Perguntaram a Rousseau se havia inferno, ao
que respondeu: Eu não sei... Voltaire ouvindo dizer a
um seu amigo que tinha achado a prova da não existência do
inferno, escreveu-lhe: Sois muito
feliz! Quanto a mim estou muito longe disso.
Existe porque os santos o afirmaram nas
páginas heróicas de uma vida de martírio e sacrifício. É
Santo Agostinho abandonando os seus erros aos
trinta anos; é São Jerônimo em rígida
penitência na gruta de Belém; é São Francisco
de Assis revolvendo-se nos espinhos ou atirando-se para uma
fogueira em brasas vivas; são todos esses mártires que
preferiram ser queimados vivos a serem atirados às chamas do
inferno.
Existe porque Nosso Senhor Jesus Cristo fala
muitas vezes no fogo do inferno no seu Evangelho. E neste
Jesus eu creio porque Ele é a Verdade.
O céu e a terra passarão; porém a Sua
Palavra não passará.
Ainda ninguém de lá veio para dizer que
o inferno existe,
dizeis vós. Os condenados a trabalhos
forçados pela vida inteira, também não vieram ainda dizer o
que acontece por lá; e, entretanto, ninguém se lembrou de
dizer que os castigos não existem.
Ainda ninguém de lá veio,
pois sim. Se um viajante ao
atravessar um deserto da África fosse devorado por um tigre
cruel, por certo não poderia voltar atrás para noticiar à
sua gente a desastrosa ocorrência, mas nem por isto deixa de
ser verdade tê-lo devorado a fera.
Ainda ninguém veio do outro mundo a
dizer que o inferno existe; mas também ninguém ainda veio
dizer que não existe. E
será certo que ninguém veio? Veio do Céu Jesus
Cristo que nos falou da outra vida e tantas vezes do inferno.

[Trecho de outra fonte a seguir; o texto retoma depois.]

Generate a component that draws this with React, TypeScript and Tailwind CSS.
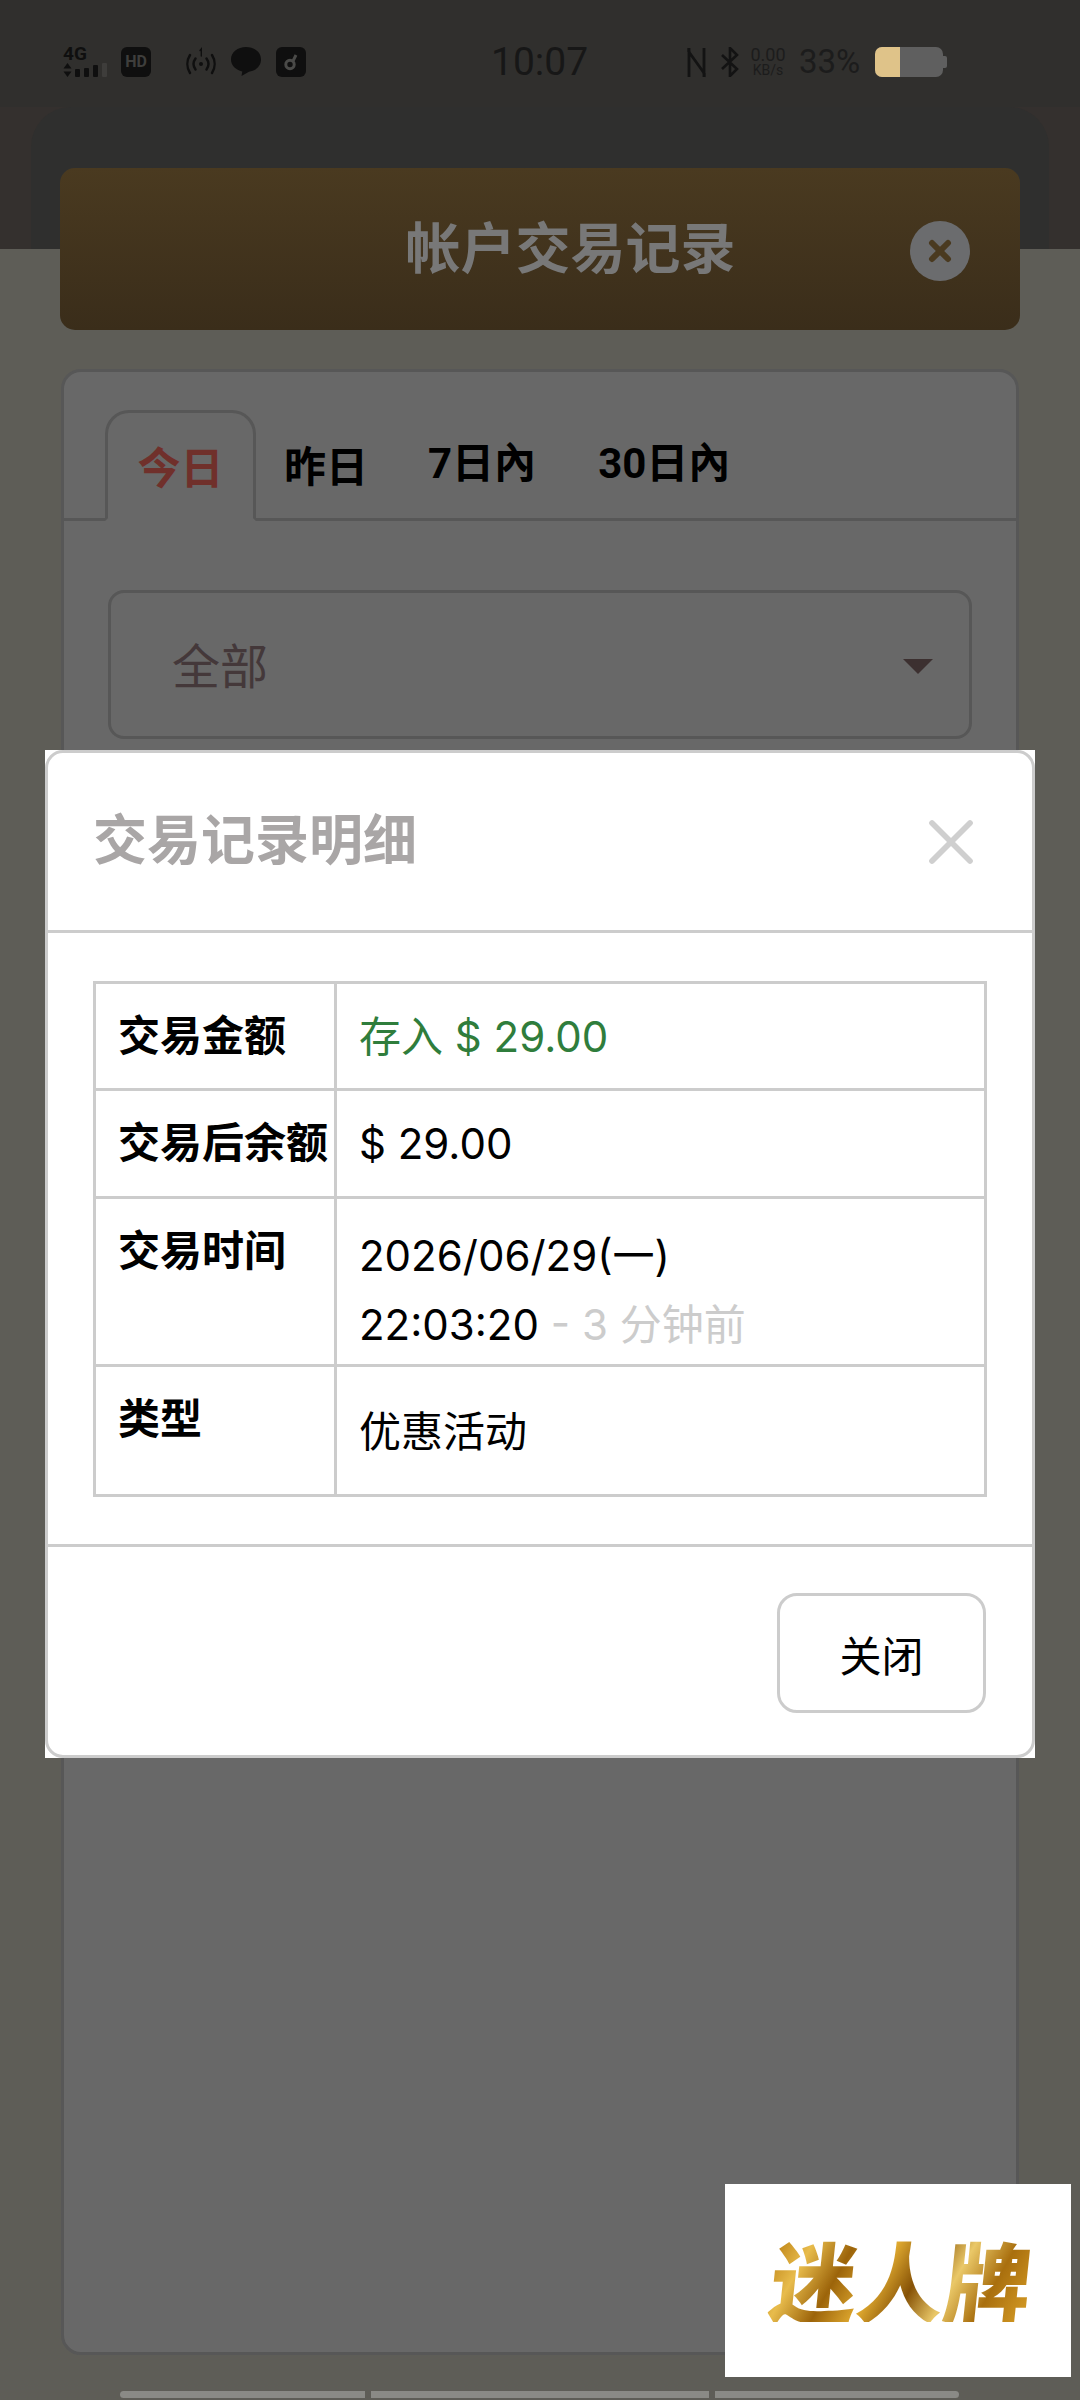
import React from 'react';
import { X } from 'lucide-react';

const latin = "font-['Inter','Noto_Sans_CJK_SC',sans-serif]";
const cjk = "font-['Noto_Sans_CJK_SC',sans-serif]";
const sysFont = "font-['Roboto',sans-serif]";
const tabFont = "font-['Roboto','Noto_Sans_CJK_SC',sans-serif]";

const StatusBar = () => (
  <div className="h-[107px] bg-[#302f2d] flex items-start pt-[46px] pl-[63px]">
    {/* left icons */}
    <div className="flex items-start w-[428px] h-[32px]">
      <div className="w-[48px] h-[31px] relative">
        <div className={`text-[19px] leading-[15px] font-bold text-[#0f0f0f] ${sysFont}`}>4G</div>
        <div className="flex items-end gap-[4px] mt-[2px] h-[14px]">
          <svg width="9" height="14" viewBox="0 0 9 14" fill="#0f0f0f" className="mr-[-1px]"><path d="M4.500 0l4 5.500H.5zM4.500 14l4-5.500H.5z" /></svg>
          <div className="w-[5px] h-[8px] bg-[#0f0f0f] rounded-[1px]" />
          <div className="w-[5px] h-[9px] bg-[#0f0f0f] rounded-[1px]" />
          <div className="w-[5px] h-[12px] bg-[#0f0f0f] rounded-[1px]" />
          <div className="w-[5px] h-[14px] bg-[#3e3d3b] rounded-[1px]" />
        </div>
      </div>
      <div className={`ml-[10px] mt-[1px] w-[30px] h-[30px] rounded-[6px] bg-[#0f0f0f] flex items-center justify-center text-[16px] font-bold text-[#3e3e3c] ${sysFont}`}>HD</div>
      <svg className="ml-[35px] mt-[1px]" width="30" height="30" viewBox="0 0 30 30" fill="none" stroke="#0f0f0f" strokeWidth="2.400" strokeLinecap="round">
        <circle cx="15" cy="17" r="2" fill="#0f0f0f" stroke="none" />
        <path d="M9.500 11.500c-2.400 3.300-2.400 7.700 0 11M20.500 11.500c2.400 3.300 2.400 7.700 0 11M4 8c-3.500 5.500-3.500 12.500 0 18M26 8c3.500 5.500 3.500 12.500 0 18" />
        <path d="M14 3.500L15.300 2v7" strokeWidth="1.400" />
      </svg>
      <svg className="ml-[15px] mt-[1px]" width="30" height="30" viewBox="0 0 30 30" fill="#0f0f0f"><path d="M15 0c8.300 0 15 5.200 15 12.500 0 6.400-5 11.300-12 12.300L10.500 29l.8-4.600C4.800 23 0 18.500 0 12.500 0 5.200 6.700 0 15 0z" /></svg>
      <div className="ml-[15px] mt-[1px] w-[30px] h-[30px] rounded-[6px] bg-[#0f0f0f] flex items-center justify-center">
        <svg width="20" height="20" viewBox="0 0 20 20" fill="none" stroke="#4a4a48" strokeWidth="3"><circle cx="9" cy="12.500" r="4.200" /><path d="M12 9l3-6" /></svg>
      </div>
    </div>
    {/* clock */}
    <div className={`w-[196px] -mt-[5px] text-[39px] leading-[42px] text-[#171717] ${sysFont}`}>10:07</div>
    {/* right icons */}
    <div className="flex items-center h-[32px]">
      <svg width="19" height="31" viewBox="0 0 19 31" fill="none" stroke="#131313" strokeWidth="2.800"><path d="M2 30V5l15 21V1" /><path d="M2 5V1M17 26v4" /></svg>
      <svg className="ml-[14px]" width="20" height="30" viewBox="0 0 20 30" fill="none" stroke="#131313" strokeWidth="2.600"><path d="M2 8l15 14-7 7V1l7 7L2 22" /></svg>
      <div className={`ml-[9px] w-[38px] text-center text-[#1c1c1c] ${sysFont}`}>
        <div className="text-[18px] leading-[16px]">0.00</div>
        <div className="text-[14px] leading-[14px]">KB/s</div>
      </div>
      <div className={`ml-[12px] w-[62px] text-[33px] leading-[32px] whitespace-nowrap text-[#1c1c1c] ${sysFont}`}>33%</div>
      <div className="ml-[14px] w-[68px] h-[30px] rounded-[7px] bg-[#5f5f5f] overflow-hidden">
        <div className="w-[25px] h-full bg-[#dfc389]" />
      </div>
      <div className="w-[4px] h-[12px] bg-[#5f5f5f] rounded-r-[2px]" />
    </div>
  </div>
);

const GoldHeader = () => (
  <div className="relative mx-[60px] -mt-[81px] h-[162px] rounded-[15px] bg-gradient-to-b from-[#4a3a20] to-[#3a2d1a] flex items-center justify-center">
    <h1 className={`text-[55px] leading-none font-bold text-[#787878] pl-[61px] pb-[10px] ${cjk}`}>帐户交易记录</h1>
    <div className="absolute right-[50px] top-[53px] w-[60px] h-[60px] rounded-full bg-[#6b6c6e] flex items-center justify-center">
      <X size={32} strokeWidth={4.500} className="text-[#4a3a20]" />
    </div>
  </div>
);

const cell = "border-[3px] border-[#cccccc] px-[22px] text-[42px] align-top";
const rowLabel = `${cell} font-bold text-black whitespace-nowrap overflow-hidden pt-[17px] ${cjk}`;

const DetailModal = () => (
  <div className="absolute left-[45px] top-[750px] w-[990px] h-[1008px] bg-white">
    <div className={`h-full border-[3px] border-[#cccccc] rounded-[18px] flex flex-col ${latin}`}>
      <div className="h-[180px] flex items-center justify-between pl-[45px] pr-[43px] border-b-[3px] border-[#cccccc]">
        <h2 className={`text-[54px] leading-none font-bold text-[#a9a6a6] pb-[10px] ${cjk}`}>交易记录明细</h2>
        <X size={76} strokeWidth={1.800} className="text-[#cfcfcf]" />
      </div>
      <div className="px-[45px] pt-[48px] h-[614px] border-b-[3px] border-[#cccccc]">
        <table className="w-[894px] table-fixed border-collapse">
          <colgroup>
            <col className="w-[241px]" />
            <col />
          </colgroup>
          <tbody>
            <tr className="h-[107px]">
              <td className={rowLabel}>交易金额</td>
              <td className={`${cell} pt-[21px] text-[#2f7d3c]`}>存入 $ 29.00</td>
            </tr>
            <tr className="h-[108px]">
              <td className={rowLabel}>交易后余额</td>
              <td className={`${cell} pt-[21px] text-black`}>$ 29.00</td>
            </tr>
            <tr className="h-[168px]">
              <td className={rowLabel}>交易时间</td>
              <td className={`${cell} pt-[22px] leading-[69px] text-black`}>
                2026/06/29(一)
                <br />
                22:03:20 <span className="text-[#cccccc]">- 3 分钟前</span>
              </td>
            </tr>
            <tr className="h-[130px]">
              <td className={rowLabel}>类型</td>
              <td className={`${cell} pt-[33px] text-black`}>优惠活动</td>
            </tr>
          </tbody>
        </table>
      </div>
      <div className="flex-1 flex justify-end items-start pt-[46px] pr-[46px]">
        <button className={`w-[209px] h-[120px] border-[3px] border-[#cccccc] rounded-[20px] text-[42px] text-black bg-white ${cjk}`}>关闭</button>
      </div>
    </div>
  </div>
);

const Logo = () => (
  <div className="absolute left-[725px] top-[2184px] w-[346px] h-[193px] bg-white flex items-center justify-center pl-[6px] pb-[4px]">
    <span className={`text-[87px] leading-none font-black -skew-x-6 text-transparent bg-clip-text bg-[linear-gradient(115deg,#b87c10_0%,#e8bc4c_14%,#9c640a_28%,#e0aa30_42%,#865206_55%,#eac868_68%,#a96f0e_82%,#d89e26_100%)] ${cjk}`}>
      迷人牌
    </span>
  </div>
);

export default function App() {
  return (
    <div className={`relative w-[1080px] h-[2400px] overflow-hidden bg-[#5e5d57] ${cjk}`}>
      <StatusBar />
      {/* brown band behind the rounded sheet */}
      <div className="h-[142px] bg-[#34302e]">
        <div className="mx-[31px] h-full rounded-t-[40px] bg-[#2f2f2e]" />
      </div>

      <GoldHeader />

      <div className="mx-[61px] mt-[39px] h-[1986px] bg-[#686868] border-[3px] border-[#575757] rounded-[20px] pt-[38px]">
        <div className="flex items-end h-[111px] border-b-[3px] border-[#575757] pl-[41px]">
          <div className="w-[151px] h-[111px] -mb-[3px] border-[3px] border-b-[#686868] border-[#575757] rounded-t-[24px] bg-[#686868] text-[#70302b] font-bold text-[43px] leading-none flex items-center justify-center">今日</div>
          <div className="pl-[28px] h-[108px] flex items-center font-bold text-[42px] leading-none text-black">昨日</div>
          <div className={`pl-[60px] h-[108px] flex items-center font-bold text-[42px] leading-none text-black ${tabFont}`}>7日內</div>
          <div className={`pl-[62px] h-[108px] flex items-center font-bold text-[42px] leading-none text-black ${tabFont}`}>30日內</div>
        </div>
        <div className="mx-[44px] mt-[69px] h-[149px] border-[3px] border-[#575757] rounded-[16px] flex items-center justify-between pl-[61px] pr-[36px] text-[48px] text-[#44383a]">
          <span className="pb-[4px]">全部</span>
          <div className="mt-[4px] w-0 h-0 border-x-[15px] border-x-transparent border-t-[15px] border-t-[#3c3030]" />
        </div>
      </div>

      <div className="mt-[36px] flex pl-[120px] gap-[6px]">
        <div className="w-[245px] h-[7px] rounded-l-[4px] bg-[#8a8a86]" />
        <div className="w-[338px] h-[7px] bg-[#8a8a86]" />
        <div className="w-[244px] h-[7px] rounded-r-[4px] bg-[#8a8a86]" />
      </div>

      <DetailModal />
      <Logo />
    </div>
  );
}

Jesus, tão misericordioso e
tão benigno, que perdoa tudo aos pobres pecadores
arrependidos; Jesus que acolhe a culpada Madalena e a mulher
adúltera, o publicano Zaqueu e o ladrão crucificado a seu
lado; é Jesus que nos conta a condenação do mau
rico e sua eterna condenação,
e ainda nos admoesta tantas vezes a fugir do fogo eterno
onde há pranto e ranger de dentes. Admoesta-nos porque o
inferno existe, e existe para aqueles que não querem crer
nele.
E ninguém pode afirmar que o divino Mestre
quis inquietar ou amedrontar os homens. Ao falar do inferno
e dos tormentos que ali se sofrem, as suas palavras são
categóricas. O pobre Lázaro foi admitido numa eternidade e o
rico avarento, sem coração, foi precipitado na outra
eternidade. As cinco virgens prudentes, entram numa, as
cinco loucas na outra. O caminho estreito leva à eternidade
feliz, a estrada larga à eternidade desgraçada. Cristo
assegura ao bom ladrão que entrará com Ele no seu reino, e
de Judas afirma que melhor lhe fora não ter nascido.